In this treatise we develop the thesis of J.L. Kelly and T.M. Cover that the financial value of side information is equal to the mutual information between a wager and the side information. From this principle, we may deduce that a market is efficient to the degree that it reflects all available information via data compression. It follows that the intelligent investor must operate within a theoretically sound framework such as the Kolmogorov Structure Function, for data-driven encoding of probability distributions.

Let’s assume that \(m\) horses compete in a race, and the ith horse wins with probability \(p_i\). If horse \(i\) wins, the payoff is \(o_i\) for \(1\) dollar and \(0\) dollars if horse \(i\) loses.

There are two ways of describing odds:

\(\alpha\) for 1: The gambler puts down one dollar before the race and receives \(\alpha\) dollars if his horse wins, and nothing otherwise.

\(\beta\) to 1: The gambler pays one dollar after the race if his horse loses, and will pick up \(\beta\) dollars after the race if his horse wins.

It follows that a bet at \(\beta\) to 1 odds is equivalent to a bet at \(\alpha\) for 1 odds if \(\beta=\alpha -1\).

We shall assume that the gambler distributes all of his wealth across the horses:

Let \(b_i\) be the fraction of the gamblers wealth invested in horse \(i\), where \(b_i \geq 0\) and \(\sum_i b_i = 1\).

If horse \(i\) wins the race, the gambler will receive \(o_i\) times the amount of wealth bet on horse \(i\).

Thus, at the end of the race the payoff factor for horse \(i\) is \(b_i \cdot o_i\) which occurs with probability \(p_i\).

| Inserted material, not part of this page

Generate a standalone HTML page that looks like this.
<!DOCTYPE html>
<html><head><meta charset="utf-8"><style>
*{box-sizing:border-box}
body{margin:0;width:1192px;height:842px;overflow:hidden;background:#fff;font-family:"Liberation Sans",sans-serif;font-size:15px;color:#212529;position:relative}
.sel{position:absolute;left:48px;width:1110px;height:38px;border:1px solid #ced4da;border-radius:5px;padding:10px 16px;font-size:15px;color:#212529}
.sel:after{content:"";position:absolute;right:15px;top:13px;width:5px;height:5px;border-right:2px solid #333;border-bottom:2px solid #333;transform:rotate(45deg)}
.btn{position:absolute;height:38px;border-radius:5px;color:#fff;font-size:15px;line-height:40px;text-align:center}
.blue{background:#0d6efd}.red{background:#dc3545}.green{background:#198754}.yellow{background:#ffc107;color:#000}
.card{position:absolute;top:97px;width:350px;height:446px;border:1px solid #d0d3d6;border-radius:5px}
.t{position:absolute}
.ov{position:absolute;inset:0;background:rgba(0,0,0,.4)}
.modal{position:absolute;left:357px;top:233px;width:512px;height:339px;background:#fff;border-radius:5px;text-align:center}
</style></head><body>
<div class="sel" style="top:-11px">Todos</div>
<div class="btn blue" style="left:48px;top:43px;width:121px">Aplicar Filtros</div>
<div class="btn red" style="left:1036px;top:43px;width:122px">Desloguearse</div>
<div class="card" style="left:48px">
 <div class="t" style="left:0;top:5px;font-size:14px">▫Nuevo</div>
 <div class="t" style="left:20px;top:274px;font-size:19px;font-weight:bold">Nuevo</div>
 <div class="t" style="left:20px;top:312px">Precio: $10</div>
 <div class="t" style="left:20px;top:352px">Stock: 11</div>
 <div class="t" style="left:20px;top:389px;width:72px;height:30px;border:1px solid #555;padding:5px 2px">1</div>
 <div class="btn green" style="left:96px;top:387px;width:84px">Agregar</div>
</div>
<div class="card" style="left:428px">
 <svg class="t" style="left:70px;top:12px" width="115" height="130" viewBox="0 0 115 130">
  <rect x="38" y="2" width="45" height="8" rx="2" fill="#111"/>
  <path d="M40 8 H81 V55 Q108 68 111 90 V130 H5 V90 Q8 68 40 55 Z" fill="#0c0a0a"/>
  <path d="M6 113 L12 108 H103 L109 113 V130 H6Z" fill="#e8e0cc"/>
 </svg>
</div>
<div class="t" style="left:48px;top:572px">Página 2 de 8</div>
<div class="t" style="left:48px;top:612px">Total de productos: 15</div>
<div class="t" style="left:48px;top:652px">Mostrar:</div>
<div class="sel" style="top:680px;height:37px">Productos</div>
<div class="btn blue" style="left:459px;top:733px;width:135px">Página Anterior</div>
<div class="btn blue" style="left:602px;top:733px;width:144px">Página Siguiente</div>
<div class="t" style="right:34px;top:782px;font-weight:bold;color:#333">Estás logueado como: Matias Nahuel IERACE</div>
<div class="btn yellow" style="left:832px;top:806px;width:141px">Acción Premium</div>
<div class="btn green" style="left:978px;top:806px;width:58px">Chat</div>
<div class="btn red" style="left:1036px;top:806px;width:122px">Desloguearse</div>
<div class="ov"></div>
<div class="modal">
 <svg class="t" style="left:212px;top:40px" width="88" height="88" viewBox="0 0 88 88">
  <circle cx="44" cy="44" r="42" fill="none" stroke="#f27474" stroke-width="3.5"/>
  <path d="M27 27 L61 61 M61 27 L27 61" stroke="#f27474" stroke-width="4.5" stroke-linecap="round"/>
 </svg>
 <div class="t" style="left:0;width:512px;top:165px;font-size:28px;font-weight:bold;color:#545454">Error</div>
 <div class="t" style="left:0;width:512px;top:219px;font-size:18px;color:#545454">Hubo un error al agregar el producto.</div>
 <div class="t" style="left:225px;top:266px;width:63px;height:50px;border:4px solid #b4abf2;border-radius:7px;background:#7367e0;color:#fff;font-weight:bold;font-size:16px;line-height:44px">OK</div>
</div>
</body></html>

The wealth at the end of the race is a random variable, and the gambler aims to maximise the volume of this random variable. This leads to a natural question concerning the optimal investment strategy.

Should the intelligent investor aim to maximise the expected return or maximise the expected growth rate of their investment?

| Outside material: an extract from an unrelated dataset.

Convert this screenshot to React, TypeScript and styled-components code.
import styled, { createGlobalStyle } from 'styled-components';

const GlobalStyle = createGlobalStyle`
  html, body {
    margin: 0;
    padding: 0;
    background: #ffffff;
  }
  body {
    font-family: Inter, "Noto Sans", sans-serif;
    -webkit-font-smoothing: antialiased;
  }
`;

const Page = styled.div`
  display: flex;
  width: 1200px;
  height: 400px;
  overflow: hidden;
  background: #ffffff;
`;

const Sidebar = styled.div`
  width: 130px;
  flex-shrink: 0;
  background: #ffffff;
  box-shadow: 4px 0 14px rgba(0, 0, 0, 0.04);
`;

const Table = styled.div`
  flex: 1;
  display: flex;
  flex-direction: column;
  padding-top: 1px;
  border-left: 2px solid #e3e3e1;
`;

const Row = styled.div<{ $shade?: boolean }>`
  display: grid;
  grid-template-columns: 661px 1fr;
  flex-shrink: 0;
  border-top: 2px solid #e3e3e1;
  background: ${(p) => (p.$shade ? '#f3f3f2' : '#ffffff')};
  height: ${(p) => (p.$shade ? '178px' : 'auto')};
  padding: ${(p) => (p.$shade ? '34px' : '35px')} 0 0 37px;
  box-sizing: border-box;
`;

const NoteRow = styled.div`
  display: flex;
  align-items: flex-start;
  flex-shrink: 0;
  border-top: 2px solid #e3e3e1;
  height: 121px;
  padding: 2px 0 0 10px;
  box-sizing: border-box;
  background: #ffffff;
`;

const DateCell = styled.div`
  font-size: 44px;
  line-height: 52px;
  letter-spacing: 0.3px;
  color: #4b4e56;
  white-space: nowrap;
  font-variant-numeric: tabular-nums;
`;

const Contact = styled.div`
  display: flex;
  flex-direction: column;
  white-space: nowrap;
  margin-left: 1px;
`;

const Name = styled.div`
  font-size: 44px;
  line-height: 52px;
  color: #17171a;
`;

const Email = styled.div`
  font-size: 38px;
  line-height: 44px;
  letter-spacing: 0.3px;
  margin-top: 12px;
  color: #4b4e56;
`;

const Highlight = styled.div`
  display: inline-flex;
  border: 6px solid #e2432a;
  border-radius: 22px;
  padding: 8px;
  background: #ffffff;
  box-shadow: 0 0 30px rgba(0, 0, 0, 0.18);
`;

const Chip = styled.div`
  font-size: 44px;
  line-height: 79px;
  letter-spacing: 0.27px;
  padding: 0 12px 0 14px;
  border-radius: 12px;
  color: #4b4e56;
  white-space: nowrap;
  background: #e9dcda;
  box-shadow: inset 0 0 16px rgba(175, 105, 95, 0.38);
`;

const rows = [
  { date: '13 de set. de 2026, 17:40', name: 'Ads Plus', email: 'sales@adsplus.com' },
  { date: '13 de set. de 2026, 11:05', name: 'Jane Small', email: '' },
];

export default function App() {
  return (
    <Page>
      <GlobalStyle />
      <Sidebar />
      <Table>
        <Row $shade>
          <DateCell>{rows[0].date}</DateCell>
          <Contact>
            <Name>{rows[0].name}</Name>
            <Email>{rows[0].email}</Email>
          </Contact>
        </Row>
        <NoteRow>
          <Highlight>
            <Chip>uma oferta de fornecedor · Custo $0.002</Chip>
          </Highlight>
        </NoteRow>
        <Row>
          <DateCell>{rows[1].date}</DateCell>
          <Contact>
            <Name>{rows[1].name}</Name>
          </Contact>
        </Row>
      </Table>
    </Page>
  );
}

Let’s consider repeated gambles on the same horse race. As the gambler can reinvest his money, his wealth is the product \(S_n\) of the gains of each race:

\[\begin{equation} S_n = \prod_{i=1}^n S(X_i) \tag{1} \end{equation}\]

where \(S(X)=b(X)o(X)\), the wealth relative, is the factor by which the gambler’s wealth grows if horse \(X\) wins.

The doubling rate of a horse race is given by:

\[\begin{equation} W(\vec{b},\vec{p}) = \mathbb{E}[\log S(X)] = \sum_{k=1}^m p_k \log b_k o_k \tag{2} \end{equation}\]

where this definition is justified by the Doubling rate theorem.

Let the race outcomes \(X_1, X_2, ...,X_n\) be i.i.d. sampled from \(P(X)\) where \(f\) is a probability distribution. Then the wealth of the gambler using betting strategy \(\vec{b}\) grows exponentially at the rate \(W(\vec{b},\vec{p})\):

\[\begin{equation} S_n = 2^{n W(\vec{b},\vec{p})} \tag{3} \end{equation}\]

\(\log S(X_1), \log S(X_2), ..., \log S(X_n)\) are i.i.d. so by the Weak Law of Large Numbers,

\[\begin{equation} \frac{1}{n}\log S_n \rightarrow \mathbb{E}[\log S(X)] \tag{4} \end{equation}\]

and therefore,

\[\begin{equation} S_n = 2^{nW(\vec{b},\vec{p})} \tag{5} \end{equation}\]

and since the gambler’s wealth grows as \(2^{nW(\vec{b},\vec{p})}\), we aim to maximize the exponent \(W(\vec{b},\vec{p})\) over all choices of portfolio \(\vec{b}\).

The maximal doubling rate over all choices of portfolio \(\vec{b}\) is given by:

\[\begin{equation} W^*(\vec{p}) = \max_{\vec{b}}W(\vec{b},\vec{p})=\max_{\vec{b}}\sum_{i=1}^m p_i \log b_i o_i \tag{6} \end{equation}\]

Using the method of Lagrange Multipliers, we may maximise \(W(\vec{b},\vec{p})\) as a function of \(\vec{b}\) subject to the constraint \(\sum_{i} b_i =1\):

\[\begin{equation} J(\vec{b})=\sum_i p_i \log b_i o_i + \lambda \sum_i b_i \tag{7} \end{equation}\]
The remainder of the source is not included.